Berita tercatatnya rekor Hendry Filcozwei Jan & Linda di Muri pada majalah Gatra ini,
bisa Anda lihat dengan meng-klik saja alamat berikut:


Wednesday, January 8, 2003

SeRu!, 08-01-2003: "Rekoris & Cover Terbalik"



Rekoris & Cover Terbalik


Saya punya uneg-uneg nih… Saya berharap SeRu! menjadi pelopor dalam mempopulerkan kata rekoris, usulan saya untuk sebutan bagi pemegang rekor Muri. SeRu! sudah memulainya di edisi 3 (hal. 50), sayang di edisi 5 kata rekoris tidak dipakai lagi.

Cover SeRu! yang “bolak-balik terbalik” adalah ciri khas (mungkin yang pertama di Indonesia, bisa jadi masuk Muri nih…), tapi cuma 2 edisi kok langsung menghilang? Di edisi 3 saya maklum karena rambut Ecih yang panjang. Tapi edisi 4 kok tidak “bolak-balik terbalik” lagi?

Kalau menulis adanya pemecahan rekor, sebisa mungkin sajikan data (nama & catatan rekor lama sebagai pembanding). Contohnya rekor baru gebuk drum (ada data rekor baru dan lama). Di liputan “Sapu Tangan Tertua…” tak disebutkan misalnya rekoris lama slip gaji terbanyak adalah Jumeno asal Batang (disimpan sejak 1971). Atau di liputan “SeRu! Pecahkan Rekor” tak ada data rekoris lama. Misalnya teriakan terkeras rekoris wanita 118 db yang tak terpecahkan itu atas nama Fitriana Linawati asal Purbalingga.

Di edisi 4 tertulis Hari Mulyono usia 32 (lahir 1970), Lastri ibunya 40 tahun. Gak salah nih? Itu artinya sang ibu melahirkan Hari saat berusia 8 tahun, dan mungkin nikahnya saat usia 7 tahun. Kalau benar, bisa jadi ini rekor baru Muri.

Sekian surat saya, sukses selalu untuk SeRu!

Hendry Filcozwei Jan, SE


Terima kasih atas usul, saran & kritik Bung Hendry, sang rekoris yang namanya berulang kali tercatat di Muri (termasuk saat memecahkan rekor sendiri menyusun koin tertinggi dalam acara “SeRu! Pecahkan Rekor” ).

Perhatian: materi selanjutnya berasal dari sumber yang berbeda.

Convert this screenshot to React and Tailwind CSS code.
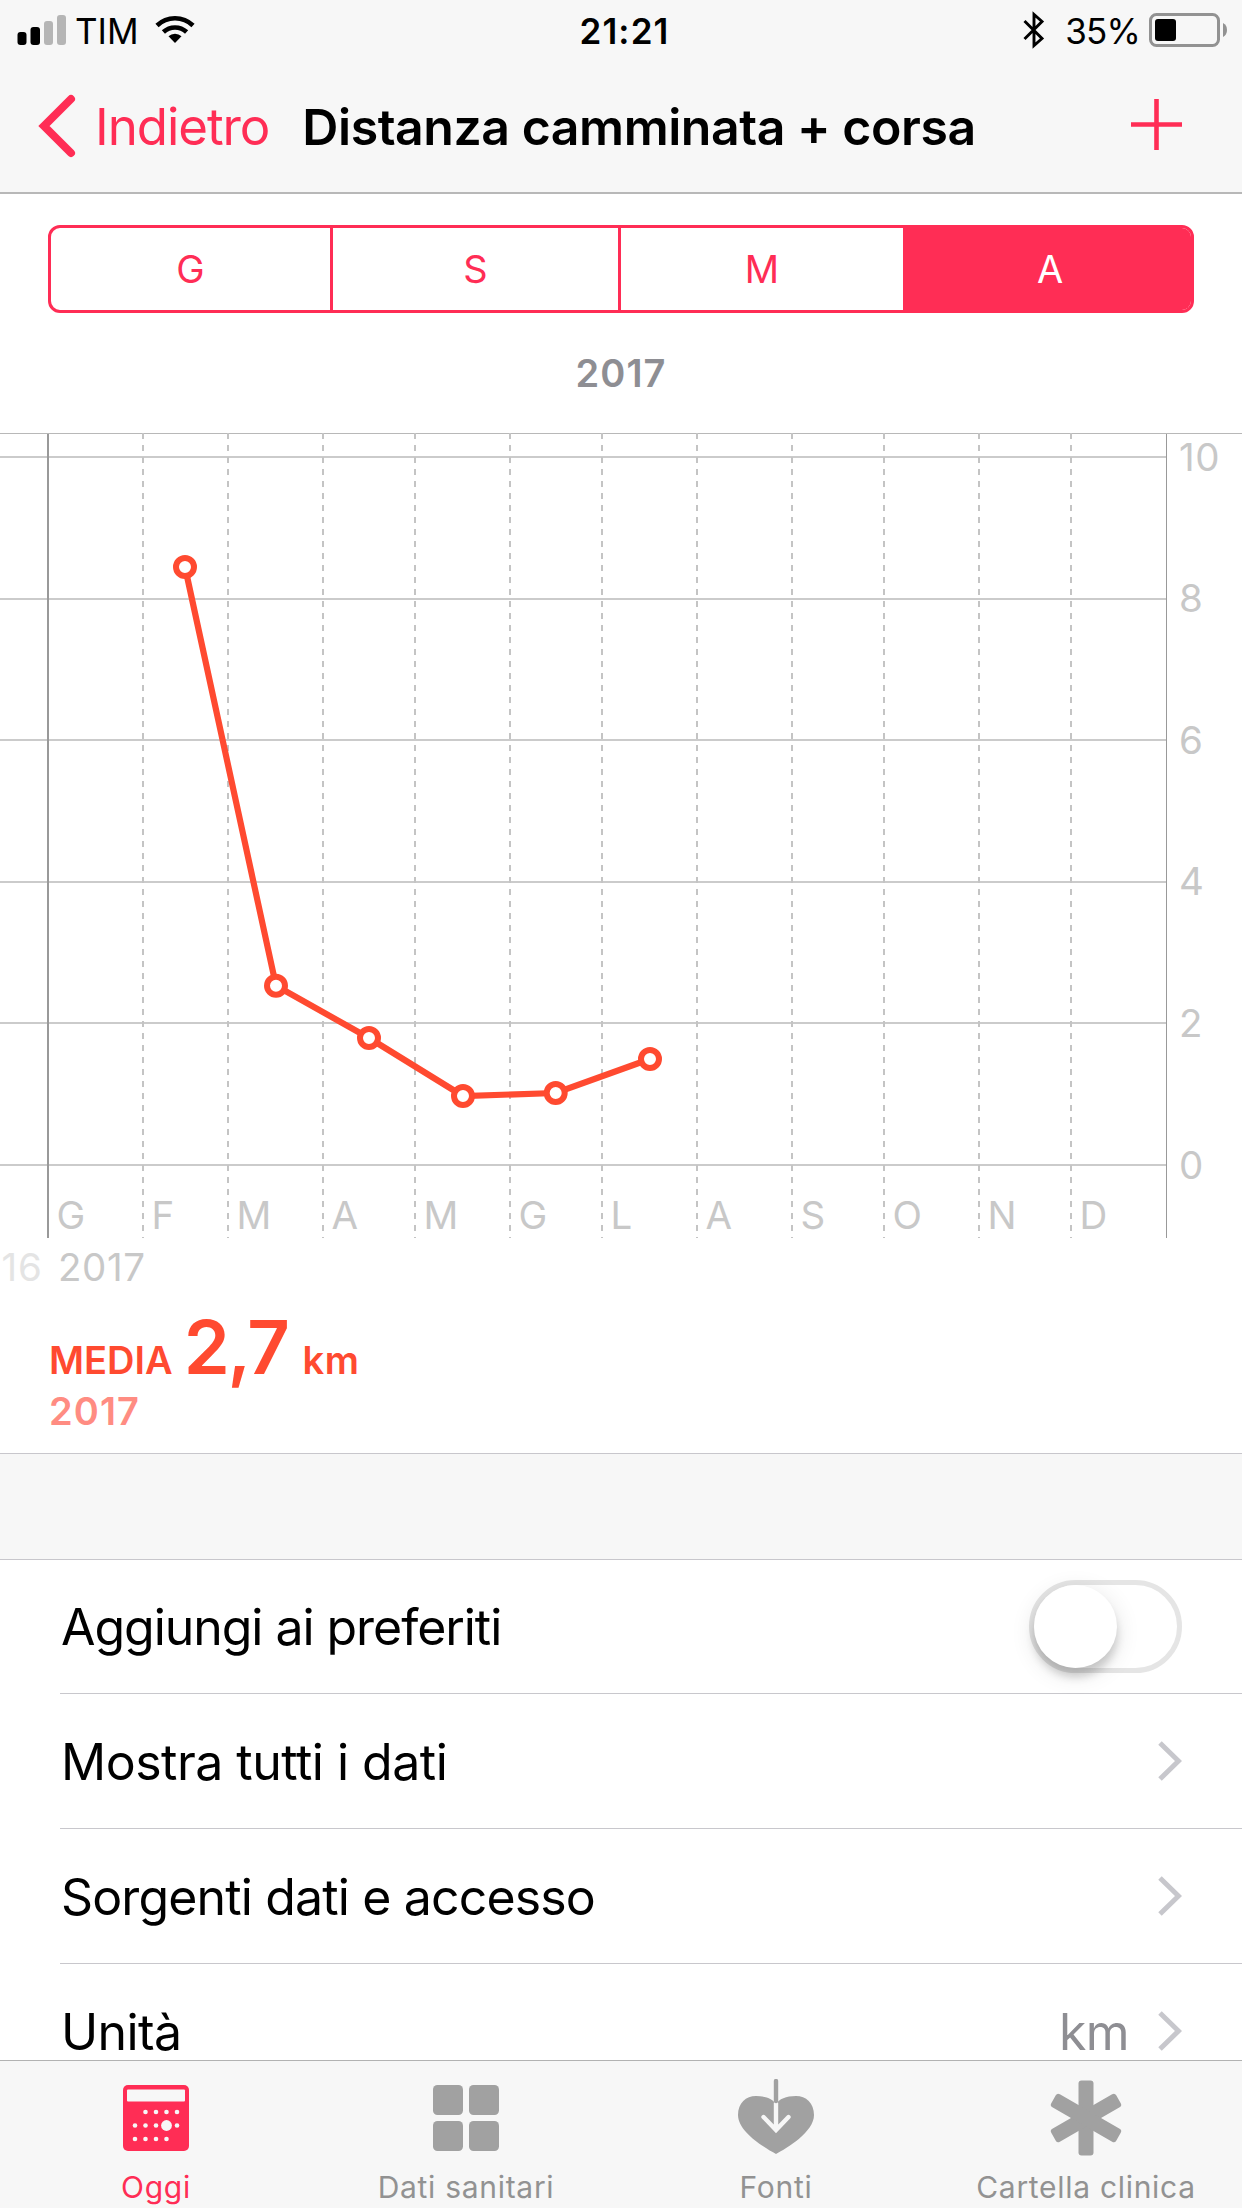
import { Fragment } from 'react'

const PINK = '#ff2d55'
const ORANGE = '#ff4a30'

const RANGES = [
  { label: 'G', style: 'w-[282px] border-r-3 border-[#ff2d55] text-[#ff2d55]' },
  { label: 'S', style: 'w-[288px] border-r-3 border-[#ff2d55] text-[#ff2d55]' },
  { label: 'M', style: 'w-[285px] border-r-3 border-[#ff2d55] text-[#ff2d55]' },
  { label: 'A', style: 'w-[285px] bg-[#ff2d55] pl-[3px] text-white' },
]

const MONTHS = [
  ['G', 48], ['F', 143], ['M', 228], ['A', 323], ['M', 415], ['G', 510],
  ['L', 602], ['A', 697], ['S', 792], ['O', 884], ['N', 979], ['D', 1071],
]

const TICKS = [10, 8, 6, 4, 2, 0]

// x, y inside the chart's own 1242x867 box
const POINTS = [[185, 134], [276, 552.7], [369, 605], [463, 663], [555.7, 660], [650, 626]]

function tickY(value) {
  return 24 + (10 - value) * 70.8
}

function StatusBar() {
  return (
    <div className="flex h-[60px] items-center justify-between pl-[17px] pr-[14px]">
      <div className="flex flex-1 items-center">
        <svg width="50" height="32" viewBox="0 0 50 32">
          <rect x="0.5" y="18" width="9" height="13" rx="3" />
          <rect x="13.5" y="13" width="9.5" height="18" rx="3" />
          <rect x="27" y="7" width="9" height="24" rx="3" fill="#b5b5b5" />
          <rect x="40" y="1" width="9" height="30" rx="3" fill="#b5b5b5" />
        </svg>
        <span className="ml-[8px] pt-[2px] text-[35px] leading-none">TIM</span>
        <svg className="ml-[16px]" width="40" height="30" viewBox="0 0 40 30" fill="none" stroke="#000">
          <path d="M2 10.5 A26 26 0 0 1 38 10.5" strokeWidth="4.6" />
          <path d="M8.4 17 A17 17 0 0 1 31.6 17" strokeWidth="4.6" />
          <path d="M20 28 L13.5 21.3 A9.5 9.5 0 0 1 26.5 21.3 Z" fill="#000" stroke="none" />
        </svg>
      </div>
      <span className="pl-[4px] pt-[2px] text-[35px] font-semibold leading-none tracking-[1.1px]">21:21</span>
      <div className="flex flex-1 items-center justify-end">
        <svg width="22" height="38" viewBox="0 0 22 38" fill="none" stroke="#000" strokeWidth="2.9">
          <path d="M1.5 10 L19 27.5 L11 34.5 V3.5 L19 10.5 L1.5 28" />
        </svg>
        <span className="ml-[20px] pt-[2px] text-[35px] leading-none tracking-[-0.8px]">35%</span>
        <svg className="ml-[9px]" width="79" height="34" viewBox="0 0 79 34">
          <rect x="1.5" y="1.5" width="68" height="31" rx="6" fill="none" stroke="#929292" strokeWidth="3" />
          <rect x="6" y="6" width="21" height="22" rx="3" />
          <path d="M74 10 Q78 12 78 17 Q78 22 74 24 Z" fill="#929292" />
        </svg>
      </div>
    </div>
  )
}

function NavBar() {
  return (
    <div className="flex h-[132px] items-center pl-[38px] pr-[60px]">
      <svg width="38" height="64" viewBox="0 0 38 64" fill="none" stroke={PINK} strokeWidth="8" strokeLinecap="round">
        <path d="M33 5 L6 32 L33 59" />
      </svg>
      <span className="ml-[19px] pt-[1px] text-[51px] leading-none tracking-[-1.05px] text-[#ff2d55]">Indietro</span>
      <h1 className="ml-[33px] pt-[1px] text-[50px] font-semibold leading-none tracking-[-0.46px]">
        Distanza camminata + corsa
      </h1>
      <svg className="mb-[3px] ml-auto" width="51" height="51" viewBox="0 0 51 51" stroke={PINK} strokeWidth="4.6">
        <path d="M25.5 0 V51 M0 25.5 H51" />
      </svg>
    </div>
  )
}

function RangePicker() {
  return (
    <div className="mx-[48px] mt-[31px] flex h-[88px] overflow-hidden rounded-[12px] border-3 border-[#ff2d55]">
      {RANGES.map(({ label, style }) => (
        <div key={label} className={`flex items-center justify-center text-[38px] leading-none ${style}`}>
          {label}
        </div>
      ))}
    </div>
  )
}

function Chart() {
  return (
    <svg className="block" width="1242" height="867" viewBox="0 0 1242 867" fontSize="38.5" fill="#c8c8c8">
      <path d="M0 0.5 H1242" stroke="#b8b8b8" />
      {TICKS.map(t => (
        <Fragment key={t}>
          <path d={`M0 ${Math.round(tickY(t))} H1166`} stroke="#cbcbcb" strokeWidth="2" />
          <text x="1179" y={tickY(t) + 13.5} letterSpacing="0.5">{t}</text>
        </Fragment>
      ))}
      {MONTHS.map(([m, x], i) => (
        <Fragment key={x}>
          {i > 0 && <path d={`M${x} 0 V805`} stroke="#c4c4c4" strokeWidth="2" strokeDasharray="6 6" />}
          <text x={x + 8.5} y="796">{m}</text>
        </Fragment>
      ))}
      <path d="M48 1 V805" stroke="#999" strokeWidth="2" />
      <path d="M1166.5 1 V805" stroke="#999" />
      <text x="1.5" y="848" fill="#e4e4e4" letterSpacing="0.8">16</text>
      <text x="58" y="848" letterSpacing="0.6">2017</text>
      <polyline points={POINTS.join(' ')} fill="none" stroke={ORANGE} strokeWidth="6.2" />
      {POINTS.map(([x, y]) => (
        <circle key={x} cx={x} cy={y} r="9" fill="#fff" stroke={ORANGE} strokeWidth="6" />
      ))}
    </svg>
  )
}

function Average() {
  return (
    <div className="h-[153px] pl-[49px] font-semibold leading-none text-[#ff4a30]">
      <div className="flex h-[92px] items-baseline pt-[10px]">
        <span className="text-[38px]">MEDIA</span>
        <span className="ml-[11px] text-[74px] tracking-[-2.3px]">2,7</span>
        <span className="ml-[15px] text-[38px] tracking-[0.6px]">km</span>
      </div>
      <div className="text-[38px] tracking-[1.1px] text-[#ff8c82]">2017</div>
    </div>
  )
}

function Chevron() {
  return (
    <svg width="24" height="40" viewBox="0 0 24 40" fill="none" stroke="#c7c7cc" strokeWidth="5">
      <path d="M2 2 L20.5 20 L2 38" />
    </svg>
  )
}

function Toggle() {
  return (
    <div className="h-[93px] w-[153px] rounded-full border-5 border-[#e5e5e5]">
      <div className="h-[83px] w-[83px] rounded-full bg-white shadow-[0_9px_9px_rgba(0,0,0,0.16),0_6px_24px_rgba(0,0,0,0.12)]" />
    </div>
  )
}

function Row({ label, className, children }) {
  return (
    <div className={`ml-[60px] flex items-center justify-between border-[#c8c7cc] pl-[1px] pr-[60px] ${className}`}>
      <span className="pt-[1px] text-[50px] leading-none">{label}</span>
      <div className="flex items-center tracking-normal">{children}</div>
    </div>
  )
}

function CalendarIcon() {
  const dots = [
    [22.5, 27], [33, 27], [43.5, 27], [54, 27],
    [12, 40.5], [22.5, 40.5], [33, 40.5], [54, 40.5],
    [12, 54], [22.5, 54], [33, 54], [43.5, 54],
  ]
  return (
    <svg width="66" height="66" viewBox="0 0 66 66" fill="#f7f7f7">
      <rect width="66" height="66" rx="5" fill={PINK} />
      <rect x="4" y="4.5" width="58" height="12" rx="1" />
      {dots.map(([x, y]) => <circle key={`${x}-${y}`} cx={x} cy={y} r="2.3" />)}
      <circle cx="43.5" cy="40.5" r="5.4" />
    </svg>
  )
}

function GridIcon() {
  return (
    <svg width="66" height="66" viewBox="0 0 66 66" fill="#a1a1a1">
      <rect width="30" height="30" rx="4.5" />
      <rect x="36" width="30" height="30" rx="4.5" />
      <rect y="36" width="30" height="30" rx="4.5" />
      <rect x="36" y="36" width="30" height="30" rx="4.5" />
    </svg>
  )
}

function HeartIcon() {
  return (
    <svg className="mb-[2px]" width="76" height="76" viewBox="0 0 76 76" fill="none" strokeLinecap="round">
      <path d="M38 75 C27 69 0 53 0 36 C0 24 8 17 18 17 C28 17 35 20 38 25 C41 20 48 17 58 17 C68 17 76 24 76 36 C76 53 49 69 38 75 Z" fill="#a1a1a1" />
      <path d="M38 24 V50 M25.5 38 L38 51 L50.5 38" stroke="#f7f7f7" strokeWidth="4.4" />
      <path d="M38 2 V22" stroke="#a1a1a1" strokeWidth="4.4" />
    </svg>
  )
}

function AsteriskIcon() {
  return (
    <svg width="76" height="76" viewBox="0 0 76 76" fill="#a1a1a1">
      {[0, 60, 120].map(deg => (
        <rect key={deg} x="30.5" y="0.5" width="15" height="75" rx="3" transform={`rotate(${deg} 38 38)`} />
      ))}
    </svg>
  )
}

const TABS = [
  { label: 'Oggi', icon: <CalendarIcon />, active: true },
  { label: 'Dati sanitari', icon: <GridIcon /> },
  { label: 'Fonti', icon: <HeartIcon /> },
  { label: 'Cartella clinica', icon: <AsteriskIcon /> },
]

function TabBar() {
  return (
    <div className="flex h-[148px] border-t border-[#b2b2b2] bg-[#f7f7f7] px-[1px]">
      {TABS.map(tab => (
        <div key={tab.label} className="flex flex-1 flex-col items-center pt-[15px]">
          <div className="flex h-[84px] items-center">{tab.icon}</div>
          <span
            className={`mt-[12px] whitespace-nowrap text-[30px] leading-none tracking-[0.7px] ${
              tab.active ? 'text-[#ff2d55]' : 'text-[#929292]'
            }`}
          >
            {tab.label}
          </span>
        </div>
      ))}
    </div>
  )
}

export default function App() {
  return (
    <div className="flex h-[2208px] w-[1242px] flex-col overflow-hidden bg-white font-['Inter','Liberation_Sans',sans-serif] text-black">
      <header className="h-[194px] shrink-0 border-b-2 border-[#b8b8b8] bg-[#f7f7f7]">
        <StatusBar />
        <NavBar />
      </header>
      <main className="h-[1866px] shrink-0">
        <RangePicker />
        <div className="flex h-[120px] items-center justify-center text-[38px] font-semibold leading-none tracking-[1.1px] text-[#8e8e93]">
          2017
        </div>
        <Chart />
        <Average />
        <div className="h-[107px] border-y border-[#c8c7cc] bg-[#f7f7f7]" />
        <Row label="Aggiungi ai preferiti" className="h-[134px] border-b tracking-[-1.05px]"><Toggle /></Row>
        <Row label="Mostra tutti i dati" className="h-[135px] border-b tracking-[-0.5px]"><Chevron /></Row>
        <Row label="Sorgenti dati e accesso" className="h-[135px] border-b tracking-[-0.85px]"><Chevron /></Row>
        <Row label="Unità" className="h-[96px] pt-[38px] tracking-[-0.6px]">
          <span className="mr-[29px] pt-[1px] text-[50px] leading-none tracking-[-0.6px] text-[#8e8e93]">km</span>
          <Chevron />
        </Row>
      </main>
      <TabBar />
    </div>
  )
}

Sebagaimana cover edisi 3, cover edisi 4 tak kami buat bolak-balik karena cover depan dan belakang memiliki satu “tarikan napas” yang sama- sama-sama tentang manusia muka mbletot.

Seingat kami, Anda pernah berjanji untuk mengirim tulisan khas ke SeRu! ke redaksi SeRu!. Ayo, kami tunggu lho.


Surat Pembaca ini dimuat di majalah SeRu! 08/08-21 Januari 2003 hal. 13


*************************

Kata rekoris semula dipakai di majalah SeRu! dengan memberi tanda kutip Rekoris tapi akhirnya resmi dipakai (termasuk untuk judul berita/ headline), tanpa tanda kutip lagi. Usulan kata penggunaan kata rekoris telah disampaikan ke berbagai pihak yang sering berhubungan dengan rekoris.


Beberapa di antaranya: Prisma Entertainment yang memproduksi tayangan Rekor Nekat, Avicom yang memproduksi Luar Biasa (saat ditayangkan, di bawah nama saya tertulis Rekoris), Shandika Widya Cinema yang memproduksi Bussseeet!, ke tabloid Tokoh, dan berbagai pihak yang mewawancarai saya. Saat menulis artikel/ feature sehubungan dengan rekor, saya juga memakai kata rekoris. Beberapa yang telah menggunakan kata ini antara lain: harian Galamedia, majalah intern BVD (Berita Vimala Dharma), majalah sekolah, Gita, dan pada Buku Mini Tanda Kasih (souvenir pernikahan kami). Harapan saya ke depan, kata rekoris semakin memasyarakat, dan pada akhirnya bisa masuk ke dalam Kamus Besar Bahasa Indonesia (KBBI).